[BEGIN MATERIAL]

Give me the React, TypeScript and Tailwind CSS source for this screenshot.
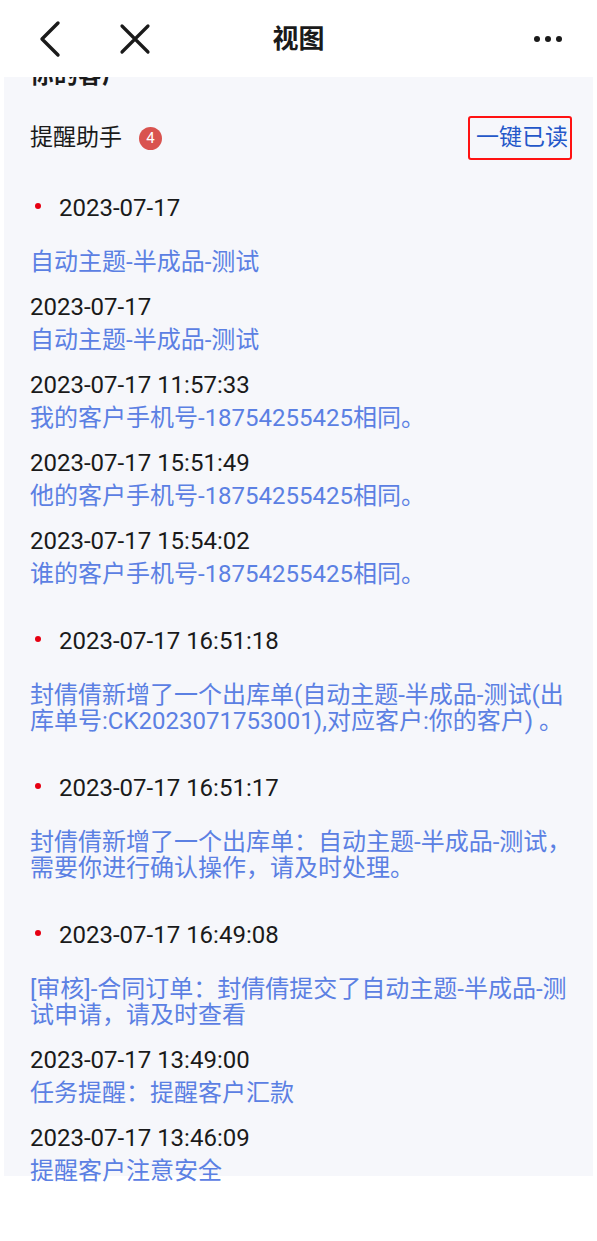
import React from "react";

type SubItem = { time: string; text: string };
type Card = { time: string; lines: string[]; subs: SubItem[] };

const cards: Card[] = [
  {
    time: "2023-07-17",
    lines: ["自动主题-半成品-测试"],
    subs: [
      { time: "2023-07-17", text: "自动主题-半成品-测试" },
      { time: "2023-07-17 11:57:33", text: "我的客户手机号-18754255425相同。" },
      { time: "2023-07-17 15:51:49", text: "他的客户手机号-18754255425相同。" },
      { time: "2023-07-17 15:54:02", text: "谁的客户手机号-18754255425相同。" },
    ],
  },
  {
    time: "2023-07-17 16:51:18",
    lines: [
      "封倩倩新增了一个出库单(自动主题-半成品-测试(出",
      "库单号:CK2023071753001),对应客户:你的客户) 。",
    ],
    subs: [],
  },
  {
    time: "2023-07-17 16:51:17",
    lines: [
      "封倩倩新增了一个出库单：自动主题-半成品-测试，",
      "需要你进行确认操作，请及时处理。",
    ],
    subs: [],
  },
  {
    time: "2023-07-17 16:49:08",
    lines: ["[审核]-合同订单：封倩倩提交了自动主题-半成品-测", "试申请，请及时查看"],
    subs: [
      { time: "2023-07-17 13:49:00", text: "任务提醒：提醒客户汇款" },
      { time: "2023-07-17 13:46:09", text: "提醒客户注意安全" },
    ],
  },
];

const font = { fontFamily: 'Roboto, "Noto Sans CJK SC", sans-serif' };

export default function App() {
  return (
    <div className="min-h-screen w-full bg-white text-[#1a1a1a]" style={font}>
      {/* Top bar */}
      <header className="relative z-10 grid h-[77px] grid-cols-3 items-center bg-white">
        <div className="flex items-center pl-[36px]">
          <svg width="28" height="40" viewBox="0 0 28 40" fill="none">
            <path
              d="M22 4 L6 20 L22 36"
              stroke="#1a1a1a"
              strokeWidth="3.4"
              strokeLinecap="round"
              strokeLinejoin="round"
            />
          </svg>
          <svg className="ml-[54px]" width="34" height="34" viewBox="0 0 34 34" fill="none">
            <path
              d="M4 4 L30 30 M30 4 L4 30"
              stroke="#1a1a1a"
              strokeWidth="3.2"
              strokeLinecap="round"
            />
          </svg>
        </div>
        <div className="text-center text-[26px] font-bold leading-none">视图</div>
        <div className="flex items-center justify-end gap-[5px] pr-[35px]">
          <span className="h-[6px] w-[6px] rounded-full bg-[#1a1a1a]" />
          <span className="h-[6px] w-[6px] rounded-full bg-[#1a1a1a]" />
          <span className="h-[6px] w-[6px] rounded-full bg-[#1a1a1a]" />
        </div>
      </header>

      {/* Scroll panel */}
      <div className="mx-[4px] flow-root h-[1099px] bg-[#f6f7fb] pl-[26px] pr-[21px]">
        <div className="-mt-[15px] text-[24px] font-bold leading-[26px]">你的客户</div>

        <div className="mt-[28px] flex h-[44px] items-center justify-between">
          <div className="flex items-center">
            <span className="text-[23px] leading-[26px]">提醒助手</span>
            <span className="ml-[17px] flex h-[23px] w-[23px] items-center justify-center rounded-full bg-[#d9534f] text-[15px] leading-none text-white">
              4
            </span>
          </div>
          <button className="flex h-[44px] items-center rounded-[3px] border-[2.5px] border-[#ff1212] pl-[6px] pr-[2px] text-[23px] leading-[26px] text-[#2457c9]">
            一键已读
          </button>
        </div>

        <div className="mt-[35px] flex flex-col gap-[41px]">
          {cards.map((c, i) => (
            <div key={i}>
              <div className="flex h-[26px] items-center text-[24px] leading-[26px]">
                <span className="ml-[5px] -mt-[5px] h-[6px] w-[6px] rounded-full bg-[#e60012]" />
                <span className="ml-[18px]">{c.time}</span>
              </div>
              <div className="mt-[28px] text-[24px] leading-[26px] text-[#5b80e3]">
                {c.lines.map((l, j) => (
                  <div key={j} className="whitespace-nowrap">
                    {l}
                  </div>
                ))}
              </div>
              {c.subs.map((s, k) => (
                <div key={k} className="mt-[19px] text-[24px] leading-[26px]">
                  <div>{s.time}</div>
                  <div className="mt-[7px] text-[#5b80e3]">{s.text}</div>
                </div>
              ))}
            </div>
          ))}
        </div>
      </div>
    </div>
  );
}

[END MATERIAL]

▸ PROBLEM TO SOLVE
Transcribe all of the material exactly, leaving out whatever pictures it contains.

▸ RESULT OF THIS EXERCISE
Give me the React, TypeScript and Tailwind CSS source for this screenshot.
import React from "react";

type SubItem = { time: string; text: string };
type Card = { time: string; lines: string[]; subs: SubItem[] };

const cards: Card[] = [
  {
    time: "2023-07-17",
    lines: ["自动主题-半成品-测试"],
    subs: [
      { time: "2023-07-17", text: "自动主题-半成品-测试" },
      { time: "2023-07-17 11:57:33", text: "我的客户手机号-18754255425相同。" },
      { time: "2023-07-17 15:51:49", text: "他的客户手机号-18754255425相同。" },
      { time: "2023-07-17 15:54:02", text: "谁的客户手机号-18754255425相同。" },
    ],
  },
  {
    time: "2023-07-17 16:51:18",
    lines: [
      "封倩倩新增了一个出库单(自动主题-半成品-测试(出",
      "库单号:CK2023071753001),对应客户:你的客户) 。",
    ],
    subs: [],
  },
  {
    time: "2023-07-17 16:51:17",
    lines: [
      "封倩倩新增了一个出库单：自动主题-半成品-测试，",
      "需要你进行确认操作，请及时处理。",
    ],
    subs: [],
  },
  {
    time: "2023-07-17 16:49:08",
    lines: ["[审核]-合同订单：封倩倩提交了自动主题-半成品-测", "试申请，请及时查看"],
    subs: [
      { time: "2023-07-17 13:49:00", text: "任务提醒：提醒客户汇款" },
      { time: "2023-07-17 13:46:09", text: "提醒客户注意安全" },
    ],
  },
];

const font = { fontFamily: 'Roboto, "Noto Sans CJK SC", sans-serif' };

export default function App() {
  return (
    <div className="min-h-screen w-full bg-white text-[#1a1a1a]" style={font}>
      {/* Top bar */}
      <header className="relative z-10 grid h-[77px] grid-cols-3 items-center bg-white">
        <div className="flex items-center pl-[36px]">
          <svg width="28" height="40" viewBox="0 0 28 40" fill="none">
            <path
              d="M22 4 L6 20 L22 36"
              stroke="#1a1a1a"
              strokeWidth="3.4"
              strokeLinecap="round"
              strokeLinejoin="round"
            />
          </svg>
          <svg className="ml-[54px]" width="34" height="34" viewBox="0 0 34 34" fill="none">
            <path
              d="M4 4 L30 30 M30 4 L4 30"
              stroke="#1a1a1a"
              strokeWidth="3.2"
              strokeLinecap="round"
            />
          </svg>
        </div>
        <div className="text-center text-[26px] font-bold leading-none">视图</div>
        <div className="flex items-center justify-end gap-[5px] pr-[35px]">
          <span className="h-[6px] w-[6px] rounded-full bg-[#1a1a1a]" />
          <span className="h-[6px] w-[6px] rounded-full bg-[#1a1a1a]" />
          <span className="h-[6px] w-[6px] rounded-full bg-[#1a1a1a]" />
        </div>
      </header>

      {/* Scroll panel */}
      <div className="mx-[4px] flow-root h-[1099px] bg-[#f6f7fb] pl-[26px] pr-[21px]">
        <div className="-mt-[15px] text-[24px] font-bold leading-[26px]">你的客户</div>

        <div className="mt-[28px] flex h-[44px] items-center justify-between">
          <div className="flex items-center">
            <span className="text-[23px] leading-[26px]">提醒助手</span>
            <span className="ml-[17px] flex h-[23px] w-[23px] items-center justify-center rounded-full bg-[#d9534f] text-[15px] leading-none text-white">
              4
            </span>
          </div>
          <button className="flex h-[44px] items-center rounded-[3px] border-[2.5px] border-[#ff1212] pl-[6px] pr-[2px] text-[23px] leading-[26px] text-[#2457c9]">
            一键已读
          </button>
        </div>

        <div className="mt-[35px] flex flex-col gap-[41px]">
          {cards.map((c, i) => (
            <div key={i}>
              <div className="flex h-[26px] items-center text-[24px] leading-[26px]">
                <span className="ml-[5px] -mt-[5px] h-[6px] w-[6px] rounded-full bg-[#e60012]" />
                <span className="ml-[18px]">{c.time}</span>
              </div>
              <div className="mt-[28px] text-[24px] leading-[26px] text-[#5b80e3]">
                {c.lines.map((l, j) => (
                  <div key={j} className="whitespace-nowrap">
                    {l}
                  </div>
                ))}
              </div>
              {c.subs.map((s, k) => (
                <div key={k} className="mt-[19px] text-[24px] leading-[26px]">
                  <div>{s.time}</div>
                  <div className="mt-[7px] text-[#5b80e3]">{s.text}</div>
                </div>
              ))}
            </div>
          ))}
        </div>
      </div>
    </div>
  );
}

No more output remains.